* [STATED GOAL] Restate each line word for word. Leave out every picture.

* [SOURCE MATERIAL]
+ + +

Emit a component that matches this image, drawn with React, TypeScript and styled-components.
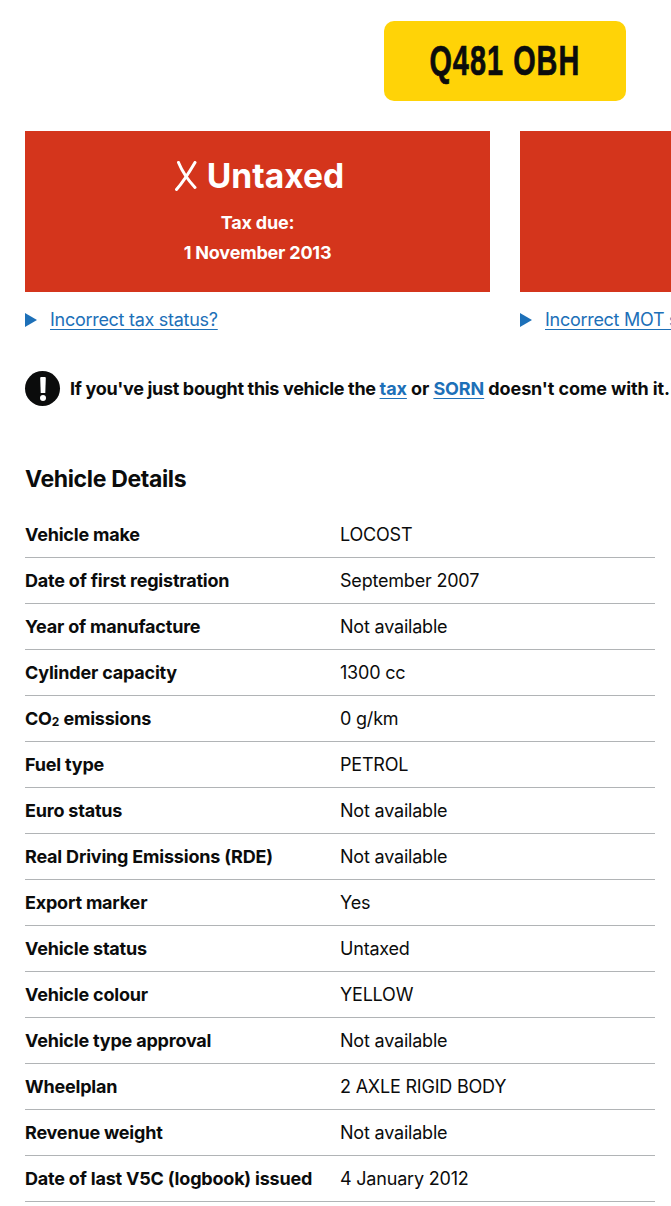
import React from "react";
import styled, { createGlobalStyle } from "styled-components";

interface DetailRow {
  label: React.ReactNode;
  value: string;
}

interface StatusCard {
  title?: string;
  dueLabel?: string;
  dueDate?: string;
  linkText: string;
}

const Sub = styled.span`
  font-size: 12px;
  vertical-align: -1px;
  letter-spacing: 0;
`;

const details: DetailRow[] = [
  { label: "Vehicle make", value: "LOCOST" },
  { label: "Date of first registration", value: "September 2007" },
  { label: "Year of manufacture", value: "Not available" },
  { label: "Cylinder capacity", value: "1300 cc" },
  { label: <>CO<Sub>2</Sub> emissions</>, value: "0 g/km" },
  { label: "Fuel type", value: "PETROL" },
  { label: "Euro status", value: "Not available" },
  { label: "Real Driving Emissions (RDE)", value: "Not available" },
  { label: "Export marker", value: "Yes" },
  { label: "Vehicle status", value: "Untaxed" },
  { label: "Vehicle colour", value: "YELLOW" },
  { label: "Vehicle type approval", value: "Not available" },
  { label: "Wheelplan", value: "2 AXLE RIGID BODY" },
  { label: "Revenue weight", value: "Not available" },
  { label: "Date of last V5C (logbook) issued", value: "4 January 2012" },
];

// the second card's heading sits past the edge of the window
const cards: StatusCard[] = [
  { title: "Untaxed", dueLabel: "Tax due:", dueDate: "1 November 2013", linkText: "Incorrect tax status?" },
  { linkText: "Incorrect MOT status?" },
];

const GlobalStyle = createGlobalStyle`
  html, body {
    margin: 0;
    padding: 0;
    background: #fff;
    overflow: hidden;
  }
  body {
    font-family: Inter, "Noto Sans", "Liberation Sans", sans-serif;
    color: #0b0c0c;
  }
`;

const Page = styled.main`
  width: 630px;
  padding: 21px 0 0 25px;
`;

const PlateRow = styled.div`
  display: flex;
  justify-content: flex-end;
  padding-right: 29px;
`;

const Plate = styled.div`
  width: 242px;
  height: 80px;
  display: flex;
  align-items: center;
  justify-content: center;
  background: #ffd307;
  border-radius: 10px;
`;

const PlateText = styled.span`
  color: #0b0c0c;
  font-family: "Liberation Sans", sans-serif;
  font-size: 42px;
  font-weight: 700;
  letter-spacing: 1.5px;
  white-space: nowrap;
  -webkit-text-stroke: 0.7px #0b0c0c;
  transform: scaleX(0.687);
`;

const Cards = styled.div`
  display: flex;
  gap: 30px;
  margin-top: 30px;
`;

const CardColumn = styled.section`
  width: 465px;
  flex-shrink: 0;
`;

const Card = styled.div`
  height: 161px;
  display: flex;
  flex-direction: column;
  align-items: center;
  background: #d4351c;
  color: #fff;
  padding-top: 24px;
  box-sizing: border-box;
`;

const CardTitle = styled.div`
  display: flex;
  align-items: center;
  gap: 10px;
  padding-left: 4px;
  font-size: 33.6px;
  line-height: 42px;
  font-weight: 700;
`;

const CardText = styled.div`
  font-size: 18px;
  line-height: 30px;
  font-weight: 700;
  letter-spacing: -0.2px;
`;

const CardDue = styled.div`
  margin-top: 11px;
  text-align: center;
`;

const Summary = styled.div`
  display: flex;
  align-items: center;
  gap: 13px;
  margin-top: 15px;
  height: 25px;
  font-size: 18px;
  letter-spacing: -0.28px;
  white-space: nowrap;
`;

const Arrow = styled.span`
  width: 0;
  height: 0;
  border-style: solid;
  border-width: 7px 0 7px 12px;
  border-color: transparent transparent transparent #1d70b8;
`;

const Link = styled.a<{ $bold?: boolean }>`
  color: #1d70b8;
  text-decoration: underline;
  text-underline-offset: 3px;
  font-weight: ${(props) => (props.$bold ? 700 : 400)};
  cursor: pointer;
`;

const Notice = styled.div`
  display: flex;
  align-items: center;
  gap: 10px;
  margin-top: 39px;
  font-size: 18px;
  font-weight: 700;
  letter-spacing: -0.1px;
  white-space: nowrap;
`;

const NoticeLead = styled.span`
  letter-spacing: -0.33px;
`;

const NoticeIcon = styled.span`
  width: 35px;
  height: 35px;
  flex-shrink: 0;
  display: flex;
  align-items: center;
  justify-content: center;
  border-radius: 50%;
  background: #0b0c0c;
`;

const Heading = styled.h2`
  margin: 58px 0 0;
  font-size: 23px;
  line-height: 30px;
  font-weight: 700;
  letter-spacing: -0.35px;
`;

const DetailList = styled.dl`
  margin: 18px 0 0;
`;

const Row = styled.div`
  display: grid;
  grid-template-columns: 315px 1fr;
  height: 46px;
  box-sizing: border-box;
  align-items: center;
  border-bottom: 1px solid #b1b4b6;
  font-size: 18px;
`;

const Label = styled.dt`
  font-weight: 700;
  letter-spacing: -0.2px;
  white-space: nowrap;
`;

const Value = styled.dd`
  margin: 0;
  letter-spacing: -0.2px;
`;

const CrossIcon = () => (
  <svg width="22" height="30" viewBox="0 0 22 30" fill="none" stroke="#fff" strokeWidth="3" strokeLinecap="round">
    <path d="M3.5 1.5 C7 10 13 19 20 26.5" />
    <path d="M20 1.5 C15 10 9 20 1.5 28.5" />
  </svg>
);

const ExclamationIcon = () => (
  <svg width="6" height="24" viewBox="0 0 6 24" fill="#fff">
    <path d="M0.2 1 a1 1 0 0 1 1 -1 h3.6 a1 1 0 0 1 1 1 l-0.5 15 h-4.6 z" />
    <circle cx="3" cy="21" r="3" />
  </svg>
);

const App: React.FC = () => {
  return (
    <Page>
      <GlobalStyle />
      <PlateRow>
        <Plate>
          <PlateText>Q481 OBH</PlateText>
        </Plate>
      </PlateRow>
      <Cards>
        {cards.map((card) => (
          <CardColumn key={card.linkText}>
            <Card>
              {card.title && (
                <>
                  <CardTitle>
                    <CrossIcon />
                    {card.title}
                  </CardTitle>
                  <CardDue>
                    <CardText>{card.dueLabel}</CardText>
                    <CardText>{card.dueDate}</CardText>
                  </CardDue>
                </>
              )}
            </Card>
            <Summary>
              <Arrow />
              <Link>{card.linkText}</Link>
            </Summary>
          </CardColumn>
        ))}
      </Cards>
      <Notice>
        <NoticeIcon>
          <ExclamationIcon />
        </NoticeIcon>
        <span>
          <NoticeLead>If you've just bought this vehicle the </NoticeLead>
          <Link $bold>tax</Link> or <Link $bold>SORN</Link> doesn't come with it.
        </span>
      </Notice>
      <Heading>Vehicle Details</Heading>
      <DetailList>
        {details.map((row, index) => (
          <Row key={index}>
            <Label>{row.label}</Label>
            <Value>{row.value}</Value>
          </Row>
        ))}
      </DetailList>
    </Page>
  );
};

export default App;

+ + +

* [CORRECT RESPONSE]
Emit a component that matches this image, drawn with React, TypeScript and styled-components.
import React from "react";
import styled, { createGlobalStyle } from "styled-components";

interface DetailRow {
  label: React.ReactNode;
  value: string;
}

interface StatusCard {
  title?: string;
  dueLabel?: string;
  dueDate?: string;
  linkText: string;
}

const Sub = styled.span`
  font-size: 12px;
  vertical-align: -1px;
  letter-spacing: 0;
`;

const details: DetailRow[] = [
  { label: "Vehicle make", value: "LOCOST" },
  { label: "Date of first registration", value: "September 2007" },
  { label: "Year of manufacture", value: "Not available" },
  { label: "Cylinder capacity", value: "1300 cc" },
  { label: <>CO<Sub>2</Sub> emissions</>, value: "0 g/km" },
  { label: "Fuel type", value: "PETROL" },
  { label: "Euro status", value: "Not available" },
  { label: "Real Driving Emissions (RDE)", value: "Not available" },
  { label: "Export marker", value: "Yes" },
  { label: "Vehicle status", value: "Untaxed" },
  { label: "Vehicle colour", value: "YELLOW" },
  { label: "Vehicle type approval", value: "Not available" },
  { label: "Wheelplan", value: "2 AXLE RIGID BODY" },
  { label: "Revenue weight", value: "Not available" },
  { label: "Date of last V5C (logbook) issued", value: "4 January 2012" },
];

// the second card's heading sits past the edge of the window
const cards: StatusCard[] = [
  { title: "Untaxed", dueLabel: "Tax due:", dueDate: "1 November 2013", linkText: "Incorrect tax status?" },
  { linkText: "Incorrect MOT status?" },
];

const GlobalStyle = createGlobalStyle`
  html, body {
    margin: 0;
    padding: 0;
    background: #fff;
    overflow: hidden;
  }
  body {
    font-family: Inter, "Noto Sans", "Liberation Sans", sans-serif;
    color: #0b0c0c;
  }
`;

const Page = styled.main`
  width: 630px;
  padding: 21px 0 0 25px;
`;

const PlateRow = styled.div`
  display: flex;
  justify-content: flex-end;
  padding-right: 29px;
`;

const Plate = styled.div`
  width: 242px;
  height: 80px;
  display: flex;
  align-items: center;
  justify-content: center;
  background: #ffd307;
  border-radius: 10px;
`;

const PlateText = styled.span`
  color: #0b0c0c;
  font-family: "Liberation Sans", sans-serif;
  font-size: 42px;
  font-weight: 700;
  letter-spacing: 1.5px;
  white-space: nowrap;
  -webkit-text-stroke: 0.7px #0b0c0c;
  transform: scaleX(0.687);
`;

const Cards = styled.div`
  display: flex;
  gap: 30px;
  margin-top: 30px;
`;

const CardColumn = styled.section`
  width: 465px;
  flex-shrink: 0;
`;

const Card = styled.div`
  height: 161px;
  display: flex;
  flex-direction: column;
  align-items: center;
  background: #d4351c;
  color: #fff;
  padding-top: 24px;
  box-sizing: border-box;
`;

const CardTitle = styled.div`
  display: flex;
  align-items: center;
  gap: 10px;
  padding-left: 4px;
  font-size: 33.6px;
  line-height: 42px;
  font-weight: 700;
`;

const CardText = styled.div`
  font-size: 18px;
  line-height: 30px;
  font-weight: 700;
  letter-spacing: -0.2px;
`;

const CardDue = styled.div`
  margin-top: 11px;
  text-align: center;
`;

const Summary = styled.div`
  display: flex;
  align-items: center;
  gap: 13px;
  margin-top: 15px;
  height: 25px;
  font-size: 18px;
  letter-spacing: -0.28px;
  white-space: nowrap;
`;

const Arrow = styled.span`
  width: 0;
  height: 0;
  border-style: solid;
  border-width: 7px 0 7px 12px;
  border-color: transparent transparent transparent #1d70b8;
`;

const Link = styled.a<{ $bold?: boolean }>`
  color: #1d70b8;
  text-decoration: underline;
  text-underline-offset: 3px;
  font-weight: ${(props) => (props.$bold ? 700 : 400)};
  cursor: pointer;
`;

const Notice = styled.div`
  display: flex;
  align-items: center;
  gap: 10px;
  margin-top: 39px;
  font-size: 18px;
  font-weight: 700;
  letter-spacing: -0.1px;
  white-space: nowrap;
`;

const NoticeLead = styled.span`
  letter-spacing: -0.33px;
`;

const NoticeIcon = styled.span`
  width: 35px;
  height: 35px;
  flex-shrink: 0;
  display: flex;
  align-items: center;
  justify-content: center;
  border-radius: 50%;
  background: #0b0c0c;
`;

const Heading = styled.h2`
  margin: 58px 0 0;
  font-size: 23px;
  line-height: 30px;
  font-weight: 700;
  letter-spacing: -0.35px;
`;

const DetailList = styled.dl`
  margin: 18px 0 0;
`;

const Row = styled.div`
  display: grid;
  grid-template-columns: 315px 1fr;
  height: 46px;
  box-sizing: border-box;
  align-items: center;
  border-bottom: 1px solid #b1b4b6;
  font-size: 18px;
`;

const Label = styled.dt`
  font-weight: 700;
  letter-spacing: -0.2px;
  white-space: nowrap;
`;

const Value = styled.dd`
  margin: 0;
  letter-spacing: -0.2px;
`;

const CrossIcon = () => (
  <svg width="22" height="30" viewBox="0 0 22 30" fill="none" stroke="#fff" strokeWidth="3" strokeLinecap="round">
    <path d="M3.5 1.5 C7 10 13 19 20 26.5" />
    <path d="M20 1.5 C15 10 9 20 1.5 28.5" />
  </svg>
);

const ExclamationIcon = () => (
  <svg width="6" height="24" viewBox="0 0 6 24" fill="#fff">
    <path d="M0.2 1 a1 1 0 0 1 1 -1 h3.6 a1 1 0 0 1 1 1 l-0.5 15 h-4.6 z" />
    <circle cx="3" cy="21" r="3" />
  </svg>
);

const App: React.FC = () => {
  return (
    <Page>
      <GlobalStyle />
      <PlateRow>
        <Plate>
          <PlateText>Q481 OBH</PlateText>
        </Plate>
      </PlateRow>
      <Cards>
        {cards.map((card) => (
          <CardColumn key={card.linkText}>
            <Card>
              {card.title && (
                <>
                  <CardTitle>
                    <CrossIcon />
                    {card.title}
                  </CardTitle>
                  <CardDue>
                    <CardText>{card.dueLabel}</CardText>
                    <CardText>{card.dueDate}</CardText>
                  </CardDue>
                </>
              )}
            </Card>
            <Summary>
              <Arrow />
              <Link>{card.linkText}</Link>
            </Summary>
          </CardColumn>
        ))}
      </Cards>
      <Notice>
        <NoticeIcon>
          <ExclamationIcon />
        </NoticeIcon>
        <span>
          <NoticeLead>If you've just bought this vehicle the </NoticeLead>
          <Link $bold>tax</Link> or <Link $bold>SORN</Link> doesn't come with it.
        </span>
      </Notice>
      <Heading>Vehicle Details</Heading>
      <DetailList>
        {details.map((row, index) => (
          <Row key={index}>
            <Label>{row.label}</Label>
            <Value>{row.value}</Value>
          </Row>
        ))}
      </DetailList>
    </Page>
  );
};

export default App;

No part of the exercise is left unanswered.